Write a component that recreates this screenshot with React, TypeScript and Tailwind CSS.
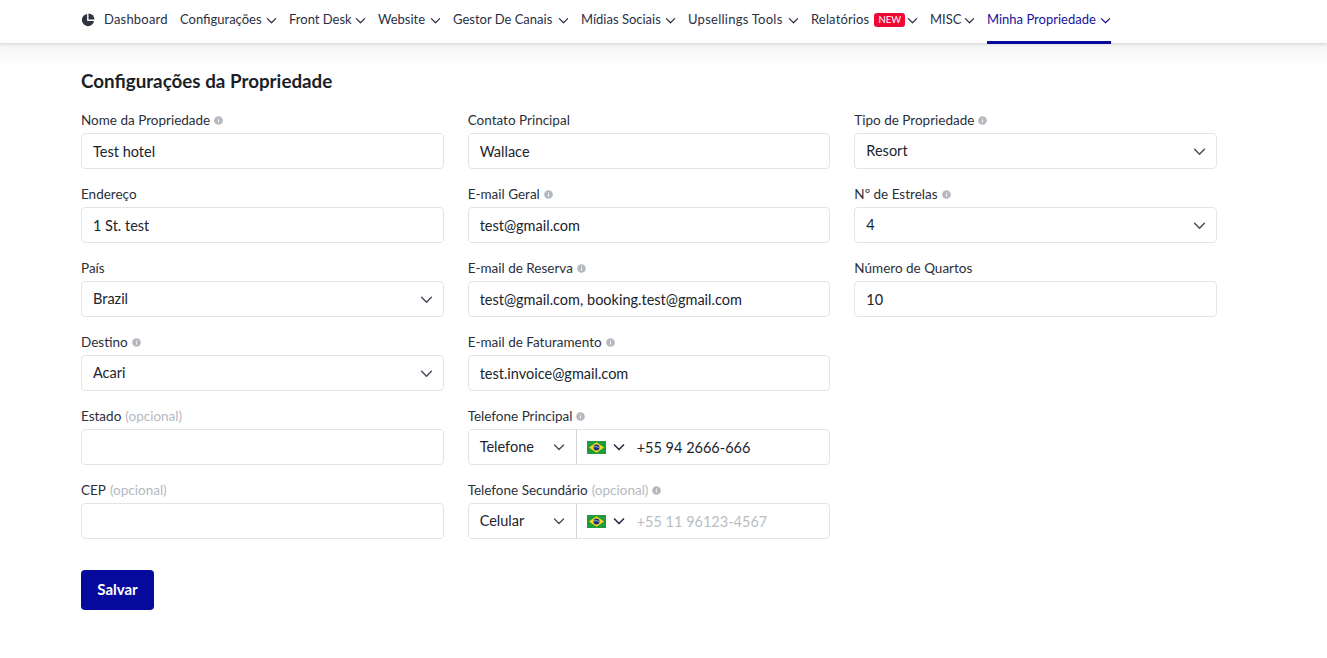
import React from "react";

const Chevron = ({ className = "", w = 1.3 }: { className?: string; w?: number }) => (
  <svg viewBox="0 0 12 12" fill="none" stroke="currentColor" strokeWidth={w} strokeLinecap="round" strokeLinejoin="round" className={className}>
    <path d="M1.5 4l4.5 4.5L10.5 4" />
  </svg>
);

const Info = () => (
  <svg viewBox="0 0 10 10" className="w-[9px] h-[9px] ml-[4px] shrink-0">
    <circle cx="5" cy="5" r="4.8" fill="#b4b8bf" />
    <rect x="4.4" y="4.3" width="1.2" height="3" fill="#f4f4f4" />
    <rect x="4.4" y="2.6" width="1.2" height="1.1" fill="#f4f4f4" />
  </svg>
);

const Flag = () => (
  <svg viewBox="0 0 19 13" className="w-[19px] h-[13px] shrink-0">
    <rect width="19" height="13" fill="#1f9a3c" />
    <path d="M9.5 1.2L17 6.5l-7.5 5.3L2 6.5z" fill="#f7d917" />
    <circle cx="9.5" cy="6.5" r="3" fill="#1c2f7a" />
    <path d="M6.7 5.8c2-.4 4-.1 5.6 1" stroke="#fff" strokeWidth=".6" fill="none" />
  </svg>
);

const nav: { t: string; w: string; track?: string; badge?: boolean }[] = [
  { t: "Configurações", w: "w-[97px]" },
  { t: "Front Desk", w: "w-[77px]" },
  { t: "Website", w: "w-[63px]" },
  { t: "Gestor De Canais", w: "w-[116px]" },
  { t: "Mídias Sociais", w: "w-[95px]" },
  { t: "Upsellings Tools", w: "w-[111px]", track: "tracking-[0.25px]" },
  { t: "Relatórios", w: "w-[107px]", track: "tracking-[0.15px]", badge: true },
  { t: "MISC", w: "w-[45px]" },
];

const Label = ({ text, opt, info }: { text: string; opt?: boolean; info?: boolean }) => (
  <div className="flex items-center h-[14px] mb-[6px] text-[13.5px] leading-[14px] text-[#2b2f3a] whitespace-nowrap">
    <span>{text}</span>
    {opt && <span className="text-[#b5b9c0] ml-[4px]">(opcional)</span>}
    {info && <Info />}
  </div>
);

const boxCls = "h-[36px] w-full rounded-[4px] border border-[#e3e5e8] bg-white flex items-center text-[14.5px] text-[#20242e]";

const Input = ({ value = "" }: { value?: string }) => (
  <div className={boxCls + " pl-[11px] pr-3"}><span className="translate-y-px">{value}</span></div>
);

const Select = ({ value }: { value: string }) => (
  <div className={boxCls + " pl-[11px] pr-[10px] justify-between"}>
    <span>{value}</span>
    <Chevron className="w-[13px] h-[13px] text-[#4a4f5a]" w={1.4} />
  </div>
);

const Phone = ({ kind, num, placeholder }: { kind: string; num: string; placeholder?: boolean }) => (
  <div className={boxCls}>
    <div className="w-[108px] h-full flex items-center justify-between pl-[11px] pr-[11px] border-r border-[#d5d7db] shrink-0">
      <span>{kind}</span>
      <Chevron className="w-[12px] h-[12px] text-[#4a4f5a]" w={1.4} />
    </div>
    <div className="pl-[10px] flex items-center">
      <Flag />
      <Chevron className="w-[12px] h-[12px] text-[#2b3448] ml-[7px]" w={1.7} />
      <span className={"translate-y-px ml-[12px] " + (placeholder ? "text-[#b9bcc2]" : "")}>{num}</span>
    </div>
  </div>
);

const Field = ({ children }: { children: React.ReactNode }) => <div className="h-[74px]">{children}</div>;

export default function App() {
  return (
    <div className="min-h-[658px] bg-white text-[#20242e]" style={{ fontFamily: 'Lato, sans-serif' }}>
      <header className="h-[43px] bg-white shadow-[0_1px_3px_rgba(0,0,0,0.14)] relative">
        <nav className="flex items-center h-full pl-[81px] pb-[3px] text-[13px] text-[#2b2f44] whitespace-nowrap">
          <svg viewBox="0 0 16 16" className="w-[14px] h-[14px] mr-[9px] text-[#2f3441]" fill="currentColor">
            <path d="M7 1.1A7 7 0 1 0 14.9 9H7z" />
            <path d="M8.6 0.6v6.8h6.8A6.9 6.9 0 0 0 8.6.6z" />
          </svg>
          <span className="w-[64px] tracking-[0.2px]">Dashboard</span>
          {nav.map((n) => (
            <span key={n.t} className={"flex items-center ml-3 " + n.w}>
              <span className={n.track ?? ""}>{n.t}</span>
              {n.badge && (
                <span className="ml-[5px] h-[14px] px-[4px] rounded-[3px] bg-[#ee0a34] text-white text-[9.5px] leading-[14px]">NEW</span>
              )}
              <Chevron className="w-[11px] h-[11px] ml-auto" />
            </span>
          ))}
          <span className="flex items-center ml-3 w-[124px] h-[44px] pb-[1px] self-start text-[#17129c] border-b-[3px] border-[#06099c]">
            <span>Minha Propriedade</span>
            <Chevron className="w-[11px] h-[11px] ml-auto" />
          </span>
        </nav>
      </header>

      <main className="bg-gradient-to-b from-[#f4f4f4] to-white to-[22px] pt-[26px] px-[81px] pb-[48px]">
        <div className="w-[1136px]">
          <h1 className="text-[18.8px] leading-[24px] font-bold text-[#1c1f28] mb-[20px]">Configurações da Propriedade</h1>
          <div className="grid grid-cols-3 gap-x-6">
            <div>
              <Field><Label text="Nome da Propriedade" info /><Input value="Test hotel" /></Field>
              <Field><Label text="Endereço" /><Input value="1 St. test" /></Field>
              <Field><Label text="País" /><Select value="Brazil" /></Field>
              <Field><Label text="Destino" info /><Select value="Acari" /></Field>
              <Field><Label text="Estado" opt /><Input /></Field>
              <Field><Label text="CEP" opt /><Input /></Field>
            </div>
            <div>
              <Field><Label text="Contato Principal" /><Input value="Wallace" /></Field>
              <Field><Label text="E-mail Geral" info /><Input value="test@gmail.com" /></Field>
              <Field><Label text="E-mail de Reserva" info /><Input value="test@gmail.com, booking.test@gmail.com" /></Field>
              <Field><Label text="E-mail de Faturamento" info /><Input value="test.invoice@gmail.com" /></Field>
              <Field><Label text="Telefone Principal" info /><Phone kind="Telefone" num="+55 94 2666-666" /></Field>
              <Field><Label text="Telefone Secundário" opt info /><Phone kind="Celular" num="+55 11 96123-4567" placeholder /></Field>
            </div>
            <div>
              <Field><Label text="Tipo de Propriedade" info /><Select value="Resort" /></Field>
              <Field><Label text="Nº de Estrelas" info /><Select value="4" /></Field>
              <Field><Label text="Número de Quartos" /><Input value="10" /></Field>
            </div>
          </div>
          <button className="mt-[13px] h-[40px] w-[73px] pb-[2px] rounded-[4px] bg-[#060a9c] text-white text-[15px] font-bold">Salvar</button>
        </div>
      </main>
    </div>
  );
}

■ ■ ■ ■ ■ ■ ■

Copy every line of the data exactly as written, excluding the pictures.

# Answer to the problem
Write a component that recreates this screenshot with React, TypeScript and Tailwind CSS.
import React from "react";

const Chevron = ({ className = "", w = 1.3 }: { className?: string; w?: number }) => (
  <svg viewBox="0 0 12 12" fill="none" stroke="currentColor" strokeWidth={w} strokeLinecap="round" strokeLinejoin="round" className={className}>
    <path d="M1.5 4l4.5 4.5L10.5 4" />
  </svg>
);

const Info = () => (
  <svg viewBox="0 0 10 10" className="w-[9px] h-[9px] ml-[4px] shrink-0">
    <circle cx="5" cy="5" r="4.8" fill="#b4b8bf" />
    <rect x="4.4" y="4.3" width="1.2" height="3" fill="#f4f4f4" />
    <rect x="4.4" y="2.6" width="1.2" height="1.1" fill="#f4f4f4" />
  </svg>
);

const Flag = () => (
  <svg viewBox="0 0 19 13" className="w-[19px] h-[13px] shrink-0">
    <rect width="19" height="13" fill="#1f9a3c" />
    <path d="M9.5 1.2L17 6.5l-7.5 5.3L2 6.5z" fill="#f7d917" />
    <circle cx="9.5" cy="6.5" r="3" fill="#1c2f7a" />
    <path d="M6.7 5.8c2-.4 4-.1 5.6 1" stroke="#fff" strokeWidth=".6" fill="none" />
  </svg>
);

const nav: { t: string; w: string; track?: string; badge?: boolean }[] = [
  { t: "Configurações", w: "w-[97px]" },
  { t: "Front Desk", w: "w-[77px]" },
  { t: "Website", w: "w-[63px]" },
  { t: "Gestor De Canais", w: "w-[116px]" },
  { t: "Mídias Sociais", w: "w-[95px]" },
  { t: "Upsellings Tools", w: "w-[111px]", track: "tracking-[0.25px]" },
  { t: "Relatórios", w: "w-[107px]", track: "tracking-[0.15px]", badge: true },
  { t: "MISC", w: "w-[45px]" },
];

const Label = ({ text, opt, info }: { text: string; opt?: boolean; info?: boolean }) => (
  <div className="flex items-center h-[14px] mb-[6px] text-[13.5px] leading-[14px] text-[#2b2f3a] whitespace-nowrap">
    <span>{text}</span>
    {opt && <span className="text-[#b5b9c0] ml-[4px]">(opcional)</span>}
    {info && <Info />}
  </div>
);

const boxCls = "h-[36px] w-full rounded-[4px] border border-[#e3e5e8] bg-white flex items-center text-[14.5px] text-[#20242e]";

const Input = ({ value = "" }: { value?: string }) => (
  <div className={boxCls + " pl-[11px] pr-3"}><span className="translate-y-px">{value}</span></div>
);

const Select = ({ value }: { value: string }) => (
  <div className={boxCls + " pl-[11px] pr-[10px] justify-between"}>
    <span>{value}</span>
    <Chevron className="w-[13px] h-[13px] text-[#4a4f5a]" w={1.4} />
  </div>
);

const Phone = ({ kind, num, placeholder }: { kind: string; num: string; placeholder?: boolean }) => (
  <div className={boxCls}>
    <div className="w-[108px] h-full flex items-center justify-between pl-[11px] pr-[11px] border-r border-[#d5d7db] shrink-0">
      <span>{kind}</span>
      <Chevron className="w-[12px] h-[12px] text-[#4a4f5a]" w={1.4} />
    </div>
    <div className="pl-[10px] flex items-center">
      <Flag />
      <Chevron className="w-[12px] h-[12px] text-[#2b3448] ml-[7px]" w={1.7} />
      <span className={"translate-y-px ml-[12px] " + (placeholder ? "text-[#b9bcc2]" : "")}>{num}</span>
    </div>
  </div>
);

const Field = ({ children }: { children: React.ReactNode }) => <div className="h-[74px]">{children}</div>;

export default function App() {
  return (
    <div className="min-h-[658px] bg-white text-[#20242e]" style={{ fontFamily: 'Lato, sans-serif' }}>
      <header className="h-[43px] bg-white shadow-[0_1px_3px_rgba(0,0,0,0.14)] relative">
        <nav className="flex items-center h-full pl-[81px] pb-[3px] text-[13px] text-[#2b2f44] whitespace-nowrap">
          <svg viewBox="0 0 16 16" className="w-[14px] h-[14px] mr-[9px] text-[#2f3441]" fill="currentColor">
            <path d="M7 1.1A7 7 0 1 0 14.9 9H7z" />
            <path d="M8.6 0.6v6.8h6.8A6.9 6.9 0 0 0 8.6.6z" />
          </svg>
          <span className="w-[64px] tracking-[0.2px]">Dashboard</span>
          {nav.map((n) => (
            <span key={n.t} className={"flex items-center ml-3 " + n.w}>
              <span className={n.track ?? ""}>{n.t}</span>
              {n.badge && (
                <span className="ml-[5px] h-[14px] px-[4px] rounded-[3px] bg-[#ee0a34] text-white text-[9.5px] leading-[14px]">NEW</span>
              )}
              <Chevron className="w-[11px] h-[11px] ml-auto" />
            </span>
          ))}
          <span className="flex items-center ml-3 w-[124px] h-[44px] pb-[1px] self-start text-[#17129c] border-b-[3px] border-[#06099c]">
            <span>Minha Propriedade</span>
            <Chevron className="w-[11px] h-[11px] ml-auto" />
          </span>
        </nav>
      </header>

      <main className="bg-gradient-to-b from-[#f4f4f4] to-white to-[22px] pt-[26px] px-[81px] pb-[48px]">
        <div className="w-[1136px]">
          <h1 className="text-[18.8px] leading-[24px] font-bold text-[#1c1f28] mb-[20px]">Configurações da Propriedade</h1>
          <div className="grid grid-cols-3 gap-x-6">
            <div>
              <Field><Label text="Nome da Propriedade" info /><Input value="Test hotel" /></Field>
              <Field><Label text="Endereço" /><Input value="1 St. test" /></Field>
              <Field><Label text="País" /><Select value="Brazil" /></Field>
              <Field><Label text="Destino" info /><Select value="Acari" /></Field>
              <Field><Label text="Estado" opt /><Input /></Field>
              <Field><Label text="CEP" opt /><Input /></Field>
            </div>
            <div>
              <Field><Label text="Contato Principal" /><Input value="Wallace" /></Field>
              <Field><Label text="E-mail Geral" info /><Input value="test@gmail.com" /></Field>
              <Field><Label text="E-mail de Reserva" info /><Input value="test@gmail.com, booking.test@gmail.com" /></Field>
              <Field><Label text="E-mail de Faturamento" info /><Input value="test.invoice@gmail.com" /></Field>
              <Field><Label text="Telefone Principal" info /><Phone kind="Telefone" num="+55 94 2666-666" /></Field>
              <Field><Label text="Telefone Secundário" opt info /><Phone kind="Celular" num="+55 11 96123-4567" placeholder /></Field>
            </div>
            <div>
              <Field><Label text="Tipo de Propriedade" info /><Select value="Resort" /></Field>
              <Field><Label text="Nº de Estrelas" info /><Select value="4" /></Field>
              <Field><Label text="Número de Quartos" /><Input value="10" /></Field>
            </div>
          </div>
          <button className="mt-[13px] h-[40px] w-[73px] pb-[2px] rounded-[4px] bg-[#060a9c] text-white text-[15px] font-bold">Salvar</button>
        </div>
      </main>
    </div>
  );
}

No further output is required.